A California Privacy Right in Vehicle Data
In People v. Xinos, 192 Cal. App. 4th 637 (2011) (PDF), the California Sixth District Court of Appeal ruled on a person’s privacy right in his vehicle’s sensing and diagnostic module (SDM) data. This issue is a matter of first impression in California. An SDM stores vehicle data such as engine speed, vehicle speed, throttle percentage, braking, vehicle deceleration, airbag deployment, and the status of restraint systems. These devices are also termed event data recorders (EDRs). George Xinos hit and killed a pedestrian with his SUV while he was intoxicated and driving at 60 miles per hour. His SDM module recorded 5 seconds of data preceding his change in speed upon striking the pedestrian. He was convicted of vehicular manslaughter based in part on his excessive speed, which was determined from an analysis of his vehicle’s SDM data.
The Court of Appeal in Xinos held that the defendant had a reasonable expectation of privacy under the Fourth Amendment in the digital data stored on the SDM in his vehicle. The Court held that the SDM data was protected by the Fourth Amendment because “a motorist’s subjective and reasonable expectation of privacy with regard to her or his own vehicle encompasses the digital data held in the vehicle’s SDM.” Furthermore, the Court held that the SDM data from Xinos’s vehicle was not admissible because the police did not have probable cause when they downloaded the SDM data. Probable cause exists where “the facts and circumstances within [an officer’s] knowledge and of which [he] had reasonably trustworthy information [are] sufficient in themselves to warrant a man of reasonable caution in the belief that an offense has been or is being committed, and that evidence bearing on the offense will be found in the place to be searched.” Brinegar v. U.S., 338 U.S. 160 (1949).
The Court found that the police in Xinos lacked probable cause because the “officers who conducted the download were merely complying with an unexplained request of the D.A.’s Office and believed no relevant data would be found” on the SDM. Therefore, the officers did not have probable cause because they lacked “knowledge” and “reasonably trustworthy information” that “evidence bearing on the offense will be found” in the SDM data. In future cases, although the SDM data is protected against unreasonable search under the Fourth Amendment in California, the authorities investigating a crime would only need to obtain a warrant, or anticipate the data they seek on the SDM, before they download the data.
Interpretation of the Privacy Right in Vehicle Data
In Xinos, the Court’s two significant findings on privacy rights in SDM data were: (1) Statutes that prohibit downloading SDM data “do not dictate the parameters of the Fourth Amendment”; (2) “A motorist’s subjective and reasonable expectation of privacy with regard to her or his own vehicle encompasses the digital data held in the vehicle’s SDM”; therefore, SDM data is protected by the Fourth Amendment.

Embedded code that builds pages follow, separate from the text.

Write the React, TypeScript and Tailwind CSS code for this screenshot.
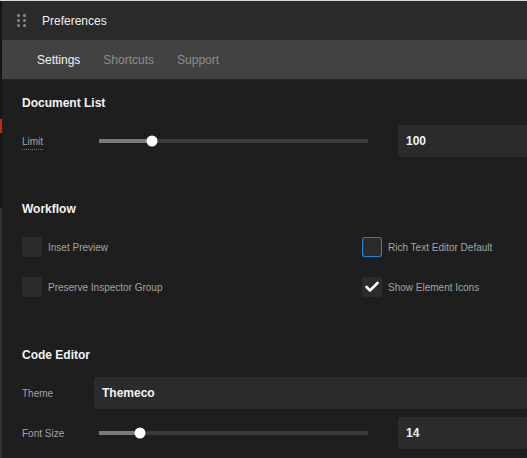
import type { ReactNode } from "react";

const font = "font-['Liberation_Sans',Arial,sans-serif]";

function Slider({ pct }: { pct: number }) {
  return (
    <div className="relative h-[4px] w-[269px] bg-[#3a3a3a]">
      <div className="h-full bg-[#7a7a7a]" style={{ width: `${pct}%` }} />
      <div
        className="absolute top-1/2 h-[11px] w-[11px] -translate-x-1/2 -translate-y-1/2 rounded-full bg-white"
        style={{ left: `${pct}%` }}
      />
    </div>
  );
}

function Field({ children, className = "" }: { children: ReactNode; className?: string }) {
  return (
    <div
      className={`flex h-[32px] items-center rounded-[3px] bg-[#2b2b2b] pl-[8px] text-[12px] font-bold text-[#f2f2f2] ${className}`}
    >
      {children}
    </div>
  );
}

function Check({ label, checked, focused }: { label: string; checked?: boolean; focused?: boolean }) {
  return (
    <label className="flex items-center gap-[6px]">
      <span
        className={`flex h-[20px] w-[20px] items-center justify-center rounded-[3px] bg-[#2b2b2b] ${
          focused ? "ring-1 ring-inset ring-[#1a86e0]" : ""
        }`}
      >
        {checked && (
          <svg width="20" height="20" viewBox="0 0 20 20">
            <polyline
              points="4.5,10 8,13.5 15.5,6"
              fill="none"
              stroke="white"
              strokeWidth="2.6"
              strokeLinecap="round"
              strokeLinejoin="round"
            />
          </svg>
        )}
      </span>
      <span className="text-[10px] text-[#a3a3a3]">{label}</span>
    </label>
  );
}

function Title({ children, className = "" }: { children: ReactNode; className?: string }) {
  return <h2 className={`text-[12px] font-bold leading-4 text-[#f4f4f4] ${className}`}>{children}</h2>;
}

export default function App() {
  return (
    <div className={`flex h-[458px] w-[527px] overflow-hidden bg-[#d8d8d8] pt-[1px] ${font}`}>
      <div className="flex w-[2px] shrink-0 flex-col">
        <div className="h-[118px] bg-[#151515]" />
        <div className="h-[14px] bg-[#c0281c]" />
        <div className="h-[75px] bg-[#151515]" />
        <div className="flex-1 bg-[#343434]" />
      </div>
      <div className="flex w-[600px] shrink-0 flex-col bg-[#1e1e1e]">
        <header className="flex h-[39px] items-center gap-[16px] bg-[#2a2a2a] pl-[15px]">
          <div className="grid grid-cols-2 gap-x-[3px] gap-y-[2px]">
            {Array.from({ length: 6 }).map((_, i) => (
              <span key={i} className="h-[3px] w-[3px] rounded-full bg-[#8c8c8c]" />
            ))}
          </div>
          <span className="text-[12px] text-[#f0f0f0]">Preferences</span>
        </header>
        <nav className="flex h-[40px] items-center gap-[23px] border-b border-[#262626] bg-[#424242] pl-[35px] text-[12px]">
          <span className="text-[#f2f2f2]">Settings</span>
          <span className="text-[#8e8e8e]">Shortcuts</span>
          <span className="text-[#8e8e8e]">Support</span>
        </nav>

        <main className="pl-[20px] pt-[15px]">
          <Title>Document List</Title>
          <div className="mt-[14px] flex h-[32px] items-center">
            <span className="w-[77px] text-[10px] text-[#a3a3a3]">
              <span className="border-b border-dotted border-[#777] pb-[2px]">Limit</span>
            </span>
            <Slider pct={19.7} />
            <Field className="ml-[30px] flex-1">100</Field>
          </div>

          <Title className="mt-[44px]">Workflow</Title>
          <div className="mt-[20px] grid w-[500px] grid-cols-[340px_1fr] gap-y-[20px]">
            <Check label="Inset Preview" />
            <Check label="Rich Text Editor Default" focused />
            <Check label="Preserve Inspector Group" />
            <Check label="Show Element Icons" checked />
          </div>

          <Title className="mt-[50px]">Code Editor</Title>
          <div className="mt-[14px] flex h-[32px] items-center">
            <span className="w-[72px] text-[10px] text-[#a3a3a3]">Theme</span>
            <Field className="flex-1">Themeco</Field>
          </div>
          <div className="mt-[8px] flex h-[32px] items-center">
            <span className="w-[77px] text-[10px] text-[#a3a3a3]">Font Size</span>
            <Slider pct={15.2} />
            <Field className="ml-[30px] flex-1">14</Field>
          </div>
        </main>
      </div>
    </div>
  );
}
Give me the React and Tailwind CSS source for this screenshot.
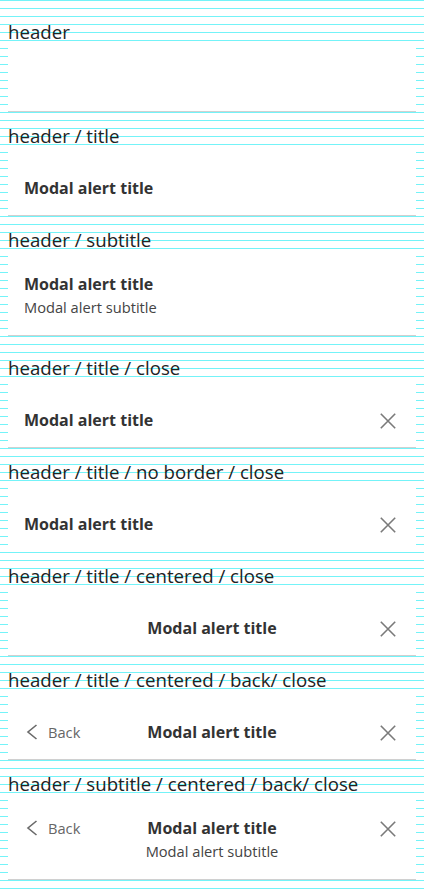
import React from 'react';

const font = { fontFamily: '"Open Sans", "Noto Sans", sans-serif' };

function CloseIcon() {
    return (
        <svg width="16" height="16" viewBox="0 0 16 16" className="block">
            <path d="M0.8 0.8 L15.2 15.2 M15.2 0.8 L0.8 15.2" stroke="#7a7a7a" strokeWidth="1.6" fill="none" />
        </svg>
    );
}

function Back() {
    return (
        <div className="flex items-center gap-[10px] text-[14.67px] leading-5 text-[#666]">
            <svg width="12" height="16" viewBox="0 0 12 16" className="block">
                <path d="M10.5 1 L2 8 L10.5 15" stroke="#6a6a6a" strokeWidth="1.6" fill="none" />
            </svg>
            <span>Back</span>
        </div>
    );
}

function Label({ children, first, extra }) {
    return (
        <div className={`${first ? 'mt-5' : extra ? 'mt-5' : 'mt-3'} mb-1 h-6 px-2 text-[18.67px] leading-6 text-[#222]`}>
            {children}
        </div>
    );
}

function Card({ children, border = true, className = '' }) {
    return (
        <div className={`mx-2 bg-white ${border ? 'border-b border-[#d0d0d0]' : ''} ${className}`}>
            {children}
        </div>
    );
}

const Title = ({ children }) => (
    <div className="text-base font-bold leading-6 text-[#333]">{children}</div>
);

const Subtitle = ({ children }) => (
    <div className="text-[14.67px] leading-[22px] text-[#444]">{children}</div>
);

const Close = () => (
    <div className="flex justify-end pt-[5px] pr-1"><CloseIcon /></div>
);

export default function App() {
    return (
        <div
            style={font}
            className="min-h-screen w-full overflow-hidden bg-[image:repeating-linear-gradient(to_bottom,#74f3f8_0px,#74f3f8_1px,transparent_1px,transparent_8px)] pb-4"
        >
            <Label first>header</Label>
            <Card className="h-16" />

            <Label>header / title</Label>
            <Card className="h-16 px-4 pt-6">
                <Title>Modal alert title</Title>
            </Card>

            <Label>header / subtitle</Label>
            <Card className="h-20 px-4 pt-4">
                <Title>Modal alert title</Title>
                <Subtitle>Modal alert subtitle</Subtitle>
            </Card>

            <Label extra>header / title / close</Label>
            <Card className="flex h-16 items-start justify-between px-4 pt-6">
                <Title>Modal alert title</Title>
                <Close />
            </Card>

            <Label>header / title / no border / close</Label>
            <Card border={false} className="flex h-16 items-start justify-between px-4 pt-6">
                <Title>Modal alert title</Title>
                <Close />
            </Card>

            <Label>header / title / centered / close</Label>
            <Card className="grid h-16 grid-cols-[1fr_auto_1fr] items-start px-4 pt-6">
                <div />
                <Title>Modal alert title</Title>
                <Close />
            </Card>

            <Label>header / title / centered / back/ close</Label>
            <Card className="grid h-16 grid-cols-[1fr_auto_1fr] items-start px-4 pt-6">
                <div className="pt-[2px] pl-[2px]"><Back /></div>
                <Title>Modal alert title</Title>
                <Close />
            </Card>

            <Label>header / subtitle / centered / back/ close</Label>
            <Card className="grid h-20 grid-cols-[1fr_auto_1fr] items-start px-4 pt-4">
                <div className="pt-[2px] pl-[2px]"><Back /></div>
                <div className="text-center">
                    <Title>Modal alert title</Title>
                    <Subtitle>Modal alert subtitle</Subtitle>
                </div>
                <Close />
            </Card>
        </div>
    );
}
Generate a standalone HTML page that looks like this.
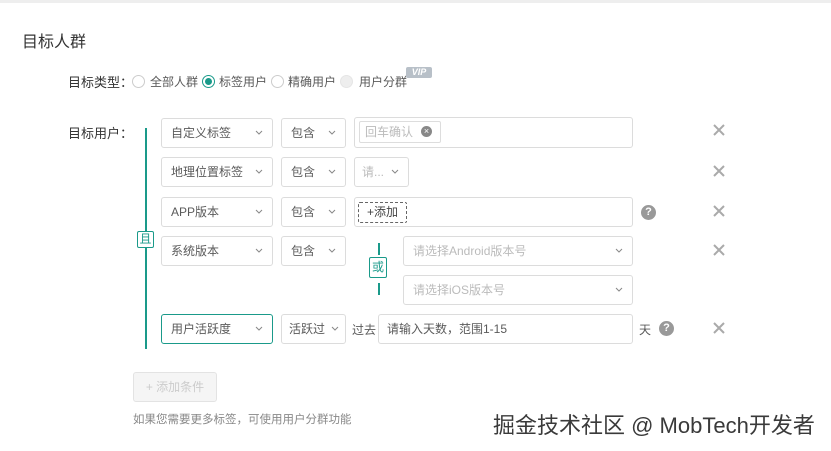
<!DOCTYPE html>
<html><head><meta charset="utf-8"><style>
*{box-sizing:border-box;margin:0;padding:0}
body{width:831px;height:451px;background:#fff;position:relative;overflow:hidden;font-family:"Liberation Sans","Noto Sans CJK SC",sans-serif;font-size:12px;color:#5a5a5a}
.a{position:absolute}
.top{left:0;top:0;width:831px;height:3px;background:#eee}
.sel{position:absolute;height:30px;border:1px solid #dcdcdc;border-radius:3px;background:#fff;padding-left:9px;line-height:28px;color:#5a5a5a}
.sel .ar{position:absolute;right:8px;top:0;width:10px;height:28px}
.ph{color:#bbb}
.rad{position:absolute;width:13px;height:13px;border:1px solid #ccc;border-radius:50%;background:#fff}
.x{position:absolute;width:14px;height:14px}
.q{position:absolute;width:15px;height:15px;border-radius:50%;background:#999;color:#fff;font-size:11px;font-weight:bold;text-align:center;line-height:15px}
.gl{position:absolute;background:#1a9a8a}
.box{position:absolute;border:1px solid #1a9a8a;border-radius:2px;color:#1a9a8a;text-align:center;background:#fff;font-size:12px}
</style></head><body>
<div class="a top"></div>
<div class="a" style="left:22px;top:28px;font-size:16px;color:#333">目标人群</div>
<div class="a" style="left:68px;top:72px;font-size:13px;color:#333">目标类型：</div>
<div class="rad" style="left:132px;top:75px"></div><div class="a" style="left:150px;top:73px">全部人群</div>
<div class="rad" style="left:202px;top:75px;border-color:#1a9a8a"><div style="position:absolute;left:2px;top:2px;width:7px;height:7px;border-radius:50%;background:#1a9a8a"></div></div><div class="a" style="left:219px;top:73px">标签用户</div>
<div class="rad" style="left:271px;top:75px"></div><div class="a" style="left:288px;top:73px">精确用户</div>
<div class="rad" style="left:340px;top:75px;background:#eee;border-color:#e5e5e5"></div><div class="a" style="left:359px;top:73px">用户分群</div>
<div class="a" style="left:406px;top:67px;width:26px;height:11px;background:#b8c0c8;border-radius:2px;color:#fff;font-size:9px;font-weight:bold;font-style:italic;text-align:center;line-height:11px">VIP</div>

<div class="a" style="left:68px;top:123px;font-size:13px;color:#333">目标用户：</div>
<div class="gl" style="left:145px;top:128px;width:2px;height:221px"></div>
<div class="box" style="left:137px;top:231px;width:17px;height:17px;line-height:15px">且</div>

<div class="sel" style="left:161px;top:118px;width:112px">自定义标签<svg class="ar" viewBox="0 0 10 28"><path d="M2 12l3 3 3-3" fill="none" stroke="#888" stroke-width="1"/></svg></div>
<div class="sel" style="left:281px;top:118px;width:65px">包含<svg class="ar" viewBox="0 0 10 28"><path d="M2 12l3 3 3-3" fill="none" stroke="#888"/></svg></div>
<div class="sel" style="left:354px;top:117px;width:279px;height:31px"></div>
<div class="a" style="left:359px;top:121px;width:82px;height:22px;border:1px solid #ddd;border-radius:2px;color:#bbb;line-height:20px;padding-left:5px">回车确认</div>
<div class="a" style="left:421px;top:126px;width:11px;height:11px;border-radius:50%;background:#888;color:#fff;font-size:9px;line-height:11px;text-align:center">×</div>

<div class="sel" style="left:161px;top:157px;width:112px">地理位置标签<svg class="ar" viewBox="0 0 10 28"><path d="M2 12l3 3 3-3" fill="none" stroke="#888"/></svg></div>
<div class="sel" style="left:281px;top:157px;width:65px">包含<svg class="ar" viewBox="0 0 10 28"><path d="M2 12l3 3 3-3" fill="none" stroke="#888"/></svg></div>
<div class="sel ph" style="left:354px;top:157px;width:55px;padding-left:7px">请...<svg class="ar" viewBox="0 0 10 28"><path d="M2 12l3 3 3-3" fill="none" stroke="#888"/></svg></div>

<div class="sel" style="left:161px;top:197px;width:112px">APP版本<svg class="ar" viewBox="0 0 10 28"><path d="M2 12l3 3 3-3" fill="none" stroke="#888"/></svg></div>
<div class="sel" style="left:281px;top:197px;width:65px">包含<svg class="ar" viewBox="0 0 10 28"><path d="M2 12l3 3 3-3" fill="none" stroke="#888"/></svg></div>
<div class="sel" style="left:354px;top:197px;width:279px"></div>
<div class="a" style="left:358px;top:202px;width:49px;height:21px;border:1px dashed #666;border-radius:2px;line-height:19px;text-align:center;color:#444">+添加</div>
<div class="q" style="left:641px;top:205px">?</div>

<div class="sel" style="left:161px;top:236px;width:112px">系统版本<svg class="ar" viewBox="0 0 10 28"><path d="M2 12l3 3 3-3" fill="none" stroke="#888"/></svg></div>
<div class="sel" style="left:281px;top:236px;width:65px">包含<svg class="ar" viewBox="0 0 10 28"><path d="M2 12l3 3 3-3" fill="none" stroke="#888"/></svg></div>
<div class="gl" style="left:378px;top:243px;width:2px;height:12px"></div>
<div class="box" style="left:369px;top:257px;width:18px;height:21px;line-height:19px">或</div>
<div class="gl" style="left:378px;top:283px;width:2px;height:12px"></div>
<div class="sel ph" style="left:403px;top:236px;width:230px">请选择Android版本号<svg class="ar" viewBox="0 0 10 28"><path d="M2 12l3 3 3-3" fill="none" stroke="#888"/></svg></div>
<div class="sel ph" style="left:403px;top:275px;width:230px">请选择iOS版本号<svg class="ar" viewBox="0 0 10 28"><path d="M2 12l3 3 3-3" fill="none" stroke="#888"/></svg></div>

<div class="sel" style="left:161px;top:314px;width:112px;border-color:#1a9a8a">用户活跃度<svg class="ar" viewBox="0 0 10 28"><path d="M2 12l3 3 3-3" fill="none" stroke="#888"/></svg></div>
<div class="sel" style="left:281px;top:314px;width:65px;padding-left:7px">活跃过<svg class="ar" style="right:5px" viewBox="0 0 10 28"><path d="M2 12l3 3 3-3" fill="none" stroke="#888"/></svg></div>
<div class="a" style="left:352px;top:321px">过去</div>
<div class="sel" style="left:378px;top:314px;width:255px;padding-left:8px">请输入天数，范围1-15</div>
<div class="a" style="left:639px;top:321px">天</div>
<div class="q" style="left:659px;top:321px">?</div>

<svg class="x" style="left:712px;top:123px" viewBox="0 0 14 14"><path d="M2 2l10 10M12 2L2 12" stroke="#aaa" stroke-width="2"/></svg>
<svg class="x" style="left:712px;top:164px" viewBox="0 0 14 14"><path d="M2 2l10 10M12 2L2 12" stroke="#aaa" stroke-width="2"/></svg>
<svg class="x" style="left:712px;top:204px" viewBox="0 0 14 14"><path d="M2 2l10 10M12 2L2 12" stroke="#aaa" stroke-width="2"/></svg>
<svg class="x" style="left:712px;top:243px" viewBox="0 0 14 14"><path d="M2 2l10 10M12 2L2 12" stroke="#aaa" stroke-width="2"/></svg>
<svg class="x" style="left:712px;top:321px" viewBox="0 0 14 14"><path d="M2 2l10 10M12 2L2 12" stroke="#aaa" stroke-width="2"/></svg>

<div class="a" style="left:133px;top:372px;width:84px;height:30px;border:1px solid #e3e3e3;border-radius:3px;background:#f5f5f5;color:#ccc;line-height:28px;text-align:center">+ 添加条件</div>
<div class="a" style="left:133px;top:411px;color:#888;font-size:11.5px">如果您需要更多标签，可使用用户分群功能</div>
<div class="a" style="left:493px;top:408px;font-size:22px;color:#3a3a3a;text-shadow:0 0 2px #fff;white-space:nowrap">掘金技术社区 @ MobTech开发者</div>
</body></html>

The Court found that California Vehicle Code Section 9951, which proscribes use of SDM data, did not define the protection of SDM data under the Fourth Amendment. Under Section 9951, law enforcement must obtain a court order to download the data: “[SDM data] … may not be downloaded or otherwise retrieved by a person other than the registered owner of the motor vehicle, except … In response to an order of a court having jurisdiction to issue the order.” In support of its conclusion, the Court of Appeal noted that the US Supreme Court has consistently held that whether state law authorized or prohibited the search is irrelevant in determining the parameters of a search under the Fourth Amendment. See Atwater v. City of Lago Vista, 532 U.S. 318 (2001).
The Court of Appeal nevertheless concluded that the SDM data is protected by the Fourth Amendment because an SDM is an internal component of a vehicle. Under Katz v. U.S, 389 U.S. 347 (1967), an individual expectation of privacy is protected by the Fourth Amendment if the individual exhibits a subjective expectation of privacy and this subjective expectation of privacy is “one that society is prepared to recognize as ‘reasonable’.” In U.S. v. Ross, 456 U.S. 798 (1982), the Supreme Court found that motorists have a reasonable expectation of privacy to places in their vehicle where there is no probable cause to search.
The California Sixth District Court of Appeal expanded the personal privacy rights of motorists when it held that drivers have a reasonable expectation of privacy under the Fourth Amendment on their SDM data. This is a fortunate ruling for drivers as, in general, they are unaware that car manufacturers have been surreptitiously installing SDMs and EDRs in automobiles since the early 1990s. The Court may have circumscribed its holding by noting that the data was created by the vehicle and for the vehicle’s operation: “[t]he precision data recorded by the SDM was generated by [defendant’s] own vehicle for its systems operations.” Therefore, the holding may not encompass user generated data or data not tied to the vehicle’s systems operations. In light of the proliferation of digital monitoring devices in automobiles it remains to be seen how other courts will assess the privacy rights found in this ruling.